[Begin]
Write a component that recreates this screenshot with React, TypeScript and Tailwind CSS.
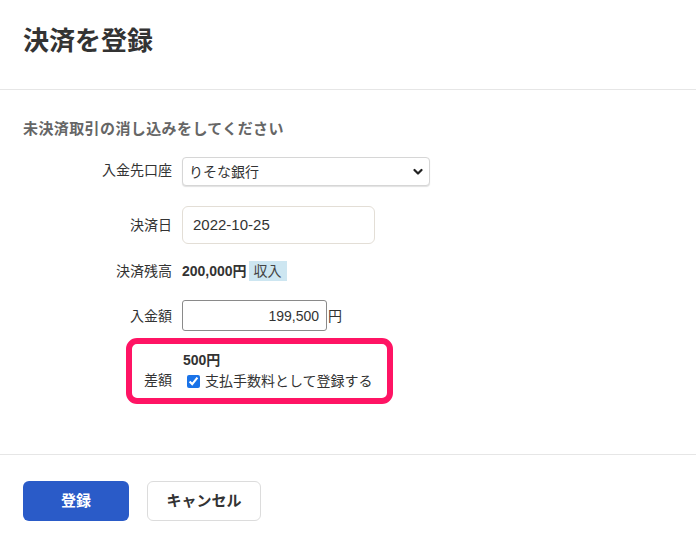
import React from "react";

const font = { fontFamily: '"Liberation Sans", "Noto Sans CJK JP", sans-serif' };

export default function App() {
  return (
    <div className="w-[696px] h-[543px] bg-white text-[#333] text-[14px] font-['Liberation_Sans','Noto_Sans_CJK_JP',sans-serif]" style={font}>
      <div className="h-[90px] border-b border-[#e6e6e6] px-[23px] pt-[25px]">
        <h1 className="text-[26px] leading-[32px] font-bold text-[#333]">決済を登録</h1>
      </div>
      <div className="px-[23px] pt-[29px] pb-[50px] border-b border-[#e6e6e6]">
        <div className="text-[15px] tracking-[0.4px] leading-[20px] font-bold text-[#666]">未決済取引の消し込みをしてください</div>

        <div className="mt-[18px] flex items-center gap-[10px] h-[29px]">
          <div className="w-[149px] text-right leading-[20px] -mt-[3px]">入金先口座</div>
          <div className="relative w-[248px] h-[29px] rounded-[4px] border border-[#d6d6d6] shadow-[0_1px_1px_rgba(0,0,0,0.12)] bg-white flex items-center pl-[6px]">
            <span className="leading-[20px] mt-[1px]">りそな銀行</span>
            <svg className="absolute right-[6px] top-[10px]" width="10" height="8" viewBox="0 0 10 8">
              <path d="M1.5 2 L5 5.5 L8.5 2" fill="none" stroke="#222" strokeWidth="2.2" strokeLinecap="round" strokeLinejoin="round" />
            </svg>
          </div>
        </div>

        <div className="mt-[20px] flex items-center gap-[10px] h-[38px]">
          <div className="w-[149px] text-right leading-[20px]">決済日</div>
          <div className="w-[193px] h-[38px] rounded-[6px] border border-[#e3ded6] bg-white flex items-center pl-[10px]">
            <span className="text-[15px] leading-[20px]">2022-10-25</span>
          </div>
        </div>

        <div className="mt-[17px] flex items-center gap-[10px] h-[20px]">
          <div className="w-[149px] text-right leading-[20px]">決済残高</div>
          <div className="flex items-center">
            <span className="font-bold leading-[20px]">200,000円</span>
            <span className="ml-[2px] bg-[#cde6f1] px-[5px] h-[20px] leading-[20px] text-[#444]">収入</span>
          </div>
        </div>

        <div className="mt-[19px] flex items-center gap-[10px] h-[31px]">
          <div className="w-[149px] text-right leading-[20px]">入金額</div>
          <div className="flex items-center">
            <div className="w-[145px] h-[31px] rounded-[3px] border border-[#8a8a8a] bg-white flex items-center justify-end pr-[7px]">
              <span className="leading-[20px]">199,500</span>
            </div>
            <span className="ml-[1px] leading-[20px]">円</span>
          </div>
        </div>

        <div className="mt-[7px] ml-[103px] w-[267px] h-[66px] rounded-[11px] border-[6px] border-[#ff1464] flex items-end pb-[5px]">
          <div className="w-[40px] text-right leading-[20px] mb-[3px]">差額</div>
          <div className="ml-[11px]">
            <div className="font-bold leading-[20px] -mb-[1px]">500円</div>
            <label className="flex items-center h-[24px]">
              <input type="checkbox" defaultChecked className="ml-[4px] mr-[5px] w-[13px] h-[13px] accent-[#1a73e8]" />
              <span className="leading-[20px]">支払手数料として登録する</span>
            </label>
          </div>
        </div>
      </div>
      <div className="px-[23px] pt-[26px] flex gap-[18px]">
        <button className="w-[106px] h-[40px] rounded-[6px] bg-[#2a5bc8] text-white font-bold text-[15px]">登録</button>
        <button className="w-[114px] h-[40px] rounded-[6px] border border-[#dcdcdc] bg-white text-[#333] font-bold text-[15px]">キャンセル</button>
      </div>
    </div>
  );
}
[End]
-- WRITTEN INSTRUCTION --
Make an exact copy of the data, leaving its pictures out.

-- TASK ANSWER --
Write a component that recreates this screenshot with React, TypeScript and Tailwind CSS.
import React from "react";

const font = { fontFamily: '"Liberation Sans", "Noto Sans CJK JP", sans-serif' };

export default function App() {
  return (
    <div className="w-[696px] h-[543px] bg-white text-[#333] text-[14px] font-['Liberation_Sans','Noto_Sans_CJK_JP',sans-serif]" style={font}>
      <div className="h-[90px] border-b border-[#e6e6e6] px-[23px] pt-[25px]">
        <h1 className="text-[26px] leading-[32px] font-bold text-[#333]">決済を登録</h1>
      </div>
      <div className="px-[23px] pt-[29px] pb-[50px] border-b border-[#e6e6e6]">
        <div className="text-[15px] tracking-[0.4px] leading-[20px] font-bold text-[#666]">未決済取引の消し込みをしてください</div>

        <div className="mt-[18px] flex items-center gap-[10px] h-[29px]">
          <div className="w-[149px] text-right leading-[20px] -mt-[3px]">入金先口座</div>
          <div className="relative w-[248px] h-[29px] rounded-[4px] border border-[#d6d6d6] shadow-[0_1px_1px_rgba(0,0,0,0.12)] bg-white flex items-center pl-[6px]">
            <span className="leading-[20px] mt-[1px]">りそな銀行</span>
            <svg className="absolute right-[6px] top-[10px]" width="10" height="8" viewBox="0 0 10 8">
              <path d="M1.5 2 L5 5.5 L8.5 2" fill="none" stroke="#222" strokeWidth="2.2" strokeLinecap="round" strokeLinejoin="round" />
            </svg>
          </div>
        </div>

        <div className="mt-[20px] flex items-center gap-[10px] h-[38px]">
          <div className="w-[149px] text-right leading-[20px]">決済日</div>
          <div className="w-[193px] h-[38px] rounded-[6px] border border-[#e3ded6] bg-white flex items-center pl-[10px]">
            <span className="text-[15px] leading-[20px]">2022-10-25</span>
          </div>
        </div>

        <div className="mt-[17px] flex items-center gap-[10px] h-[20px]">
          <div className="w-[149px] text-right leading-[20px]">決済残高</div>
          <div className="flex items-center">
            <span className="font-bold leading-[20px]">200,000円</span>
            <span className="ml-[2px] bg-[#cde6f1] px-[5px] h-[20px] leading-[20px] text-[#444]">収入</span>
          </div>
        </div>

        <div className="mt-[19px] flex items-center gap-[10px] h-[31px]">
          <div className="w-[149px] text-right leading-[20px]">入金額</div>
          <div className="flex items-center">
            <div className="w-[145px] h-[31px] rounded-[3px] border border-[#8a8a8a] bg-white flex items-center justify-end pr-[7px]">
              <span className="leading-[20px]">199,500</span>
            </div>
            <span className="ml-[1px] leading-[20px]">円</span>
          </div>
        </div>

        <div className="mt-[7px] ml-[103px] w-[267px] h-[66px] rounded-[11px] border-[6px] border-[#ff1464] flex items-end pb-[5px]">
          <div className="w-[40px] text-right leading-[20px] mb-[3px]">差額</div>
          <div className="ml-[11px]">
            <div className="font-bold leading-[20px] -mb-[1px]">500円</div>
            <label className="flex items-center h-[24px]">
              <input type="checkbox" defaultChecked className="ml-[4px] mr-[5px] w-[13px] h-[13px] accent-[#1a73e8]" />
              <span className="leading-[20px]">支払手数料として登録する</span>
            </label>
          </div>
        </div>
      </div>
      <div className="px-[23px] pt-[26px] flex gap-[18px]">
        <button className="w-[106px] h-[40px] rounded-[6px] bg-[#2a5bc8] text-white font-bold text-[15px]">登録</button>
        <button className="w-[114px] h-[40px] rounded-[6px] border border-[#dcdcdc] bg-white text-[#333] font-bold text-[15px]">キャンセル</button>
      </div>
    </div>
  );
}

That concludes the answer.